Denise Crosby: 90-year-old Sugar Grove woman scales heights
By Denise Crosby email@example.com September 20, 2013 7:26PM
Ninety-year-old Frances Wickman makes four generations of mountain climbers. Here, she's pictured with great-grandson Francis Wickman, his father Mark; and Frances' son Don Wickman as they hike the Ptarmigan Ridge trail on Mount Baker in Washington State a week ago. | Submitted
Updated: October 23, 2013 6:31AM
At age 90, Frances Wickman isn’t looking back.
And she’s certainly not looking down, especially when she’s hiking mountain peaks that, one small misstep, could send her plunging 3,000 feet to her death.
The Sugar Grove great-grandma started climbing not long after her husband Chuck died in 1993. Grandson Mark Wickman had moved to Colorado, and scaling those 13,000-foot peaks, she recalls, helped her deal with the grief of losing her long-time life partner.
Her latest feat occurred Sept. 14 when the nonagenarian took on Washington State’s Ptarmigan Ridge Trail, at 6,000 feet, on Mount Baker for the fifth year in a row.
And she has ever intention of keeping this tradition alive … for at least another decade.

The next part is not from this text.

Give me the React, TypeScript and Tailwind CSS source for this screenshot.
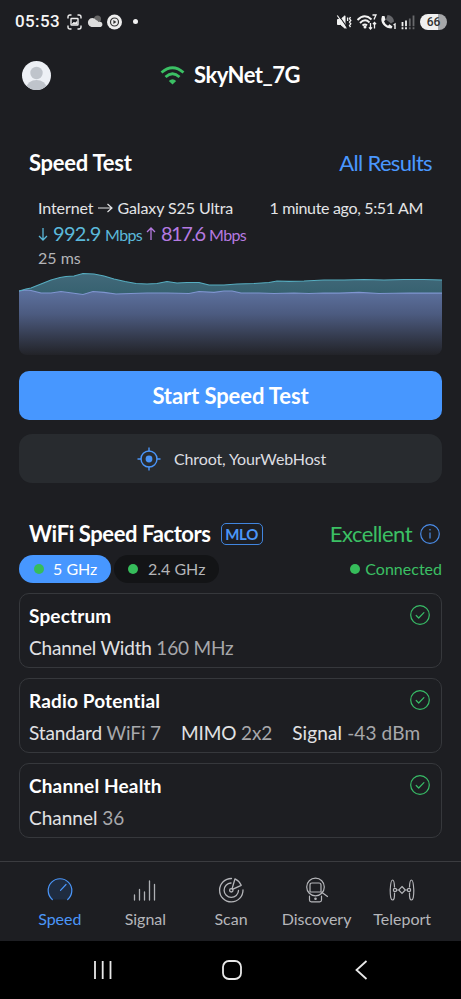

“I know that will put me at 100,” Frances noted with a chuckle. “But I like to give myself goals.”
This latest climb was a four-generational thing. It included 44-year-old Mark, as well as his 5-year-old son Francis — yes, named after her — and Frances’ 65-year-old son Don Wickman, a long-time Fox Valley builder.
Mark described the day as abnormally hot, and the climb itself was “a moderate trail” with a big drop-off. The rock slides had narrowed the path more than last year, which made it a bit tougher. “There were so many rocks,” Frances added. “I couldn’t have done it without the walking stick.”

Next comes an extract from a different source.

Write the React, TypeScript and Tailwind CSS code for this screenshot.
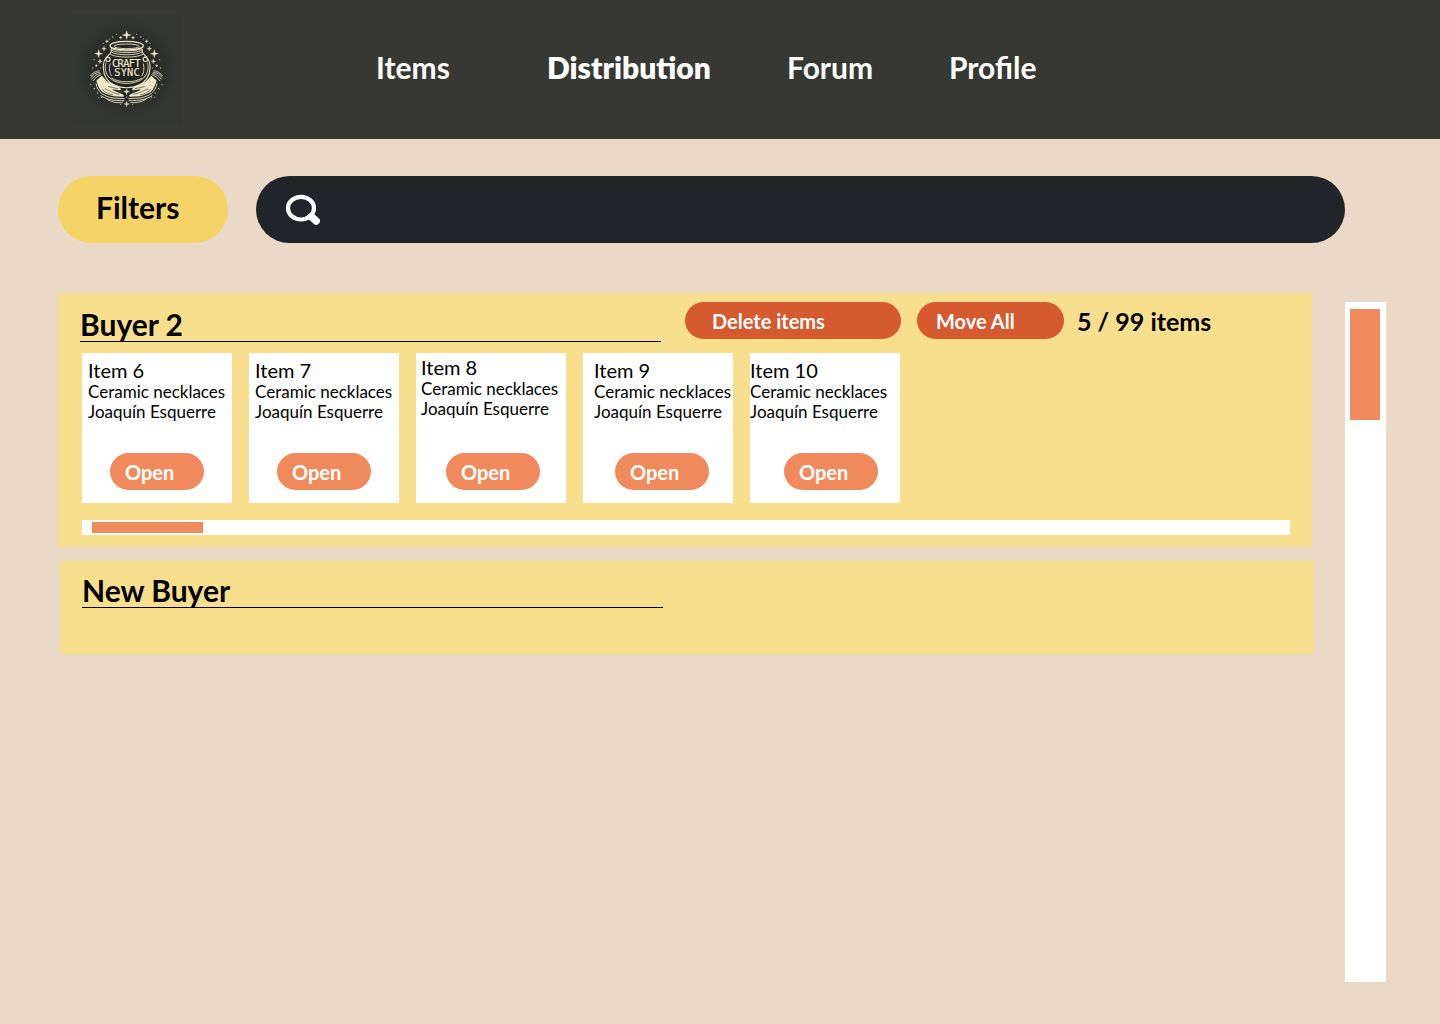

Fear, however, never once entered her mind. Nor did she experience pre-climb jitters.
“I was anxious to get going,” she said. And once she and her family were on the mountain, all Frances thought about was how truly big and beautiful this world is.
The climb up and down Mount Baker took about four and a half hours, with the descent being the toughest because of the relentless pressure of “your toe hitting your boots.”

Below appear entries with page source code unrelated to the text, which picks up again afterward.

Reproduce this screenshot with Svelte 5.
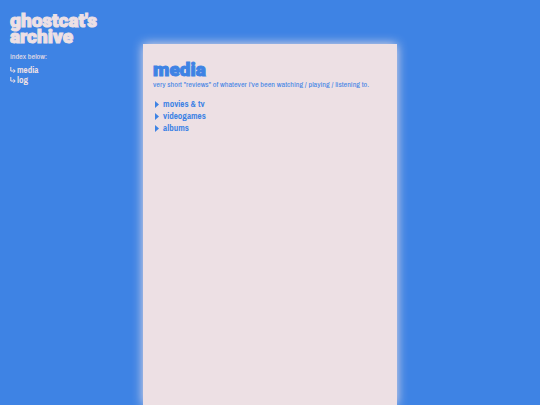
<script>
  const links = ['media', 'log']
  const categories = ['movies & tv', 'videogames', 'albums']
</script>

<div class="page">
  <header>
    <h1>ghostcat's archive</h1>
    <p>index below:</p>
    <nav>
      {#each links as link}
        <a href={`#${link}`}>
          <svg viewBox="0 0 6 8" aria-hidden="true">
            <path d="M0.8 1V5H5M3.5 3.2L5.2 5L3.5 6.8" />
          </svg>
          {link}
        </a>
      {/each}
    </nav>
  </header>

  <main id="media">
    <h2>media</h2>
    <p>very short "reviews" of whatever i've been watching / playing / listening to.</p>
    <div class="categories">
      {#each categories as category}
        <details>
          <summary>
            <svg viewBox="0 0 4 7" aria-hidden="true">
              <path d="M0 0L4 3.5L0 7Z" />
            </svg>
            {category}
          </summary>
        </details>
      {/each}
    </div>
  </main>
</div>

<style>
  :global(body) {
    background: #3e83e4;
  }

  .page {
    display: grid;
    grid-template-columns: 1fr 47% 1fr;
    min-height: 100vh;
    font-family: 'Archivo Narrow', 'Roboto Condensed', Roboto, sans-serif;
    font-size: 8px;
    line-height: 10px;
  }

  h1,
  h2,
  p {
    margin: 0;
  }

  h1,
  h2 {
    font-family: Roboto, sans-serif;
    font-size: 19px;
    font-weight: 900;
    line-height: 16px;
    -webkit-text-stroke: 1px;
  }

  header {
    padding: 13px 10px;
    color: #ede0e4;
  }

  header p {
    margin: 6px 0 4px;
  }

  nav {
    display: flex;
    flex-direction: column;
    align-items: flex-start;
  }

  nav a {
    display: flex;
    align-items: center;
    gap: 1px;
    color: inherit;
    font-size: 9px;
    font-weight: bold;
    text-decoration: none;
  }

  nav svg {
    width: 6px;
    height: 8px;
    fill: none;
    stroke: currentColor;
  }

  main {
    margin-top: 44px;
    padding: 18px 10px;
    background: #ede0e4;
    box-shadow: 0 0 10px #ede0e4;
    color: #3e83e4;
  }

  main p {
    margin-top: 1px;
  }

  .categories {
    margin-top: 9px;
  }

  summary {
    display: flex;
    align-items: center;
    gap: 4px;
    padding-left: 2px;
    font-size: 9px;
    font-weight: bold;
    line-height: 12px;
    cursor: pointer;
  }

  summary svg {
    width: 4px;
    height: 7px;
    fill: currentColor;
  }

  details[open] summary svg {
    transform: rotate(90deg);
  }
</style>
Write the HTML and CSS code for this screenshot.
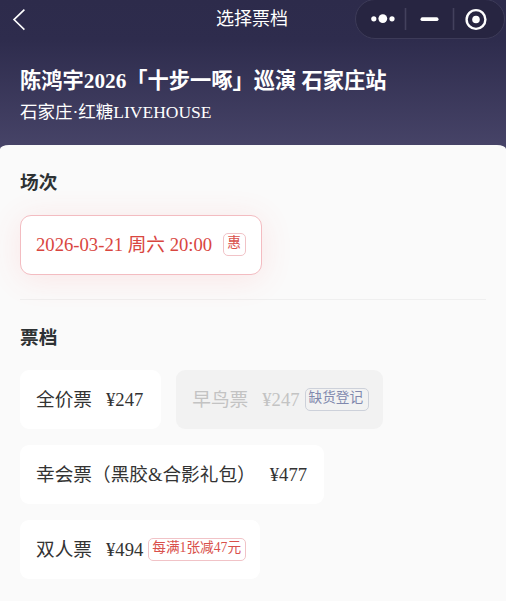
FILE: index.html
```
<!DOCTYPE html>
<html lang="zh-CN">
<head>
    <meta charset="UTF-8">
    <meta name="viewport" content="width=device-width, initial-scale=1.0">
    <title>选择票档</title>
    <link rel="stylesheet" href="styles.css">
</head>
<body>
<header>
    <nav class="navbar">
        <svg class="back" width="14" height="24" viewBox="0 0 14 24">
            <path d="M12.4 1.6 L2 11.6 L12.4 21.6" fill="none" stroke="#fff" stroke-width="1.6"/>
        </svg>
        <h1>选择票档</h1>
        <div class="capsule">
            <svg width="149" height="39" viewBox="0 0 149 39">
                <g fill="#fff">
                    <circle cx="18.8" cy="18.8" r="2.6"/>
                    <circle cx="27.8" cy="18.6" r="4.4"/>
                    <circle cx="37" cy="18.8" r="2.6"/>
                    <rect x="65.5" y="17.3" width="18" height="3.8" rx="1.9"/>
                    <circle cx="121" cy="19.5" r="3.8"/>
                </g>
                <circle cx="121" cy="19.5" r="9.4" fill="none" stroke="#fff" stroke-width="2.4"/>
                <path d="M50.5 8 V30 M98.5 8 V30" stroke="#43415d" stroke-width="1.6"/>
            </svg>
        </div>
    </nav>
    <div class="event">
        <h2>陈鸿宇2026「十步一啄」巡演 石家庄站</h2>
        <p>石家庄·红糖LIVEHOUSE</p>
    </div>
</header>
<main>
    <section class="sessions">
        <h3>场次</h3>
        <div class="options">
            <div class="option selected">
                <span>2026-03-21 周六 20:00</span>
                <span class="tag">惠</span>
            </div>
        </div>
    </section>
    <section class="tickets">
        <h3>票档</h3>
        <div class="options">
            <div class="option">
                <span>全价票</span>
                <span class="price">¥247</span>
            </div>
            <div class="option disabled">
                <span>早鸟票</span>
                <span class="price">¥247</span>
                <span class="tag">缺货登记</span>
            </div>
            <div class="option">
                <span>幸会票（黑胶&amp;合影礼包）</span>
                <span class="price">¥477</span>
            </div>
            <div class="option">
                <span>双人票</span>
                <span class="price">¥494</span>
                <span class="tag">每满1张减47元</span>
            </div>
        </div>
    </section>
</main>
</body>
</html>
```
FILE: styles.css
```
* {
    margin: 0;
    padding: 0;
    box-sizing: border-box;
}
body {
    font-family: "Liberation Serif", "Noto Sans CJK SC", serif;
    background-color: #fafafa;
    color: #333;
    height: 601px;
    overflow: hidden;
}
header {
    height: 155px;
    color: white;
    background: linear-gradient(#2d2b4b 0, #2e2c4d 40px, #474468 150px);
}
.navbar {
    display: grid;
    grid-template-columns: 149px 1fr 150px;
    align-items: center;
    height: 39px;
    padding: 0 1px 0 0;
}
.back {
    margin-left: 12px;
}
.navbar h1 {
    font-size: 18px;
    font-weight: normal;
    line-height: 39px;
    text-align: center;
}
.capsule {
    height: 40px;
    margin-top: -2px;
    border: 1px solid #3d3b58;
    border-radius: 20px;
    background-color: #272541;
}
.capsule svg {
    display: block;
    margin: 0 -1px;
}
.event {
    padding: 27px 20px 0;
}
.event h2 {
    font-size: 21.25px;
    line-height: 30px;
}
.event p {
    font-size: 17.5px;
    line-height: 26px;
    margin-top: 3px;
}
main {
    margin-top: -10px;
    padding: 23px 20px 0;
    height: 456px;
    border-radius: 9px 9px 0 0 / 4px 4px 0 0;
    background-color: #fafafa;
}
h3 {
    font-size: 18.67px;
    line-height: 30px;
    color: #2e3234;
}
.sessions {
    height: 132px;
    border-bottom: 1px solid #efefef;
}
.sessions .options {
    margin-top: 17px;
}
.tickets {
    padding-top: 23px;
}
.tickets .options {
    margin-top: 17px;
}
.options {
    display: flex;
    flex-wrap: wrap;
    gap: 16px 15px;
}
.option {
    display: flex;
    align-items: center;
    height: 59px;
    padding: 0 17px 0 16px;
    border-radius: 9px;
    background-color: white;
    font-size: 18.67px;
    line-height: 28px;
    white-space: nowrap;
}
.option:first-child {
    padding-right: 18px;
}
.price {
    margin-left: 14px;
}
.selected,
.selected:first-child {
    height: 60px;
    padding: 0 15px;
    border: 1px solid #f3bcc1;
    border-radius: 11px;
    color: #d9463f;
    box-shadow: 0 4px 32px rgba(255, 80, 80, 0.12);
}
.disabled {
    background-color: #f2f2f2;
    color: #c3c3c3;
}
.tag {
    height: 23px;
    margin: 0 -3px 0 5px;
    padding: 0 4px 0 3px;
    border: 1px solid #f1c3c7;
    border-radius: 5px;
    color: #d9504b;
    font-size: 13.67px;
    line-height: 17px;
}
.selected .tag {
    margin: 0 0 2px 11px;
}
.disabled .tag {
    border-color: #cdd1da;
    color: #8088ad;
    padding-right: 5px;
}
```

But Frances learned long ago all about no pain/no gain. Exercise and the outdoors, she said, have always been part of her life. She used to ride 20 miles a day on her bike, until age stole some of her balance. She also was once a regular on the trails of Bliss Creek with her friends — they were all at least 10 years younger — until each one gave up on walking.
Now Frances stays busy tending her garden that’s three-fourths of an acre, and walking three miles a day around her subdivision off Wheeler Road in Sugar Grove.
And of course, climbing mountains.
“Don gave me a computer a few years ago,” she said. “I sent one email … and told him to take it back … I don’t watch TV either. I need to stay active.”
Which is why the Wickman males are in such awe of the family matriarch.
“She’s the most determined woman I know,” said her grandson.
Frances agrees. “When I set my mind to something,” she said, “I do it.”
Her mind, as it turns out, is set on making that climb next year … and the year after… and the year after.
And why not?
“Everybody knows I’ll do it again,” she said. “You’ve got to keep moving.”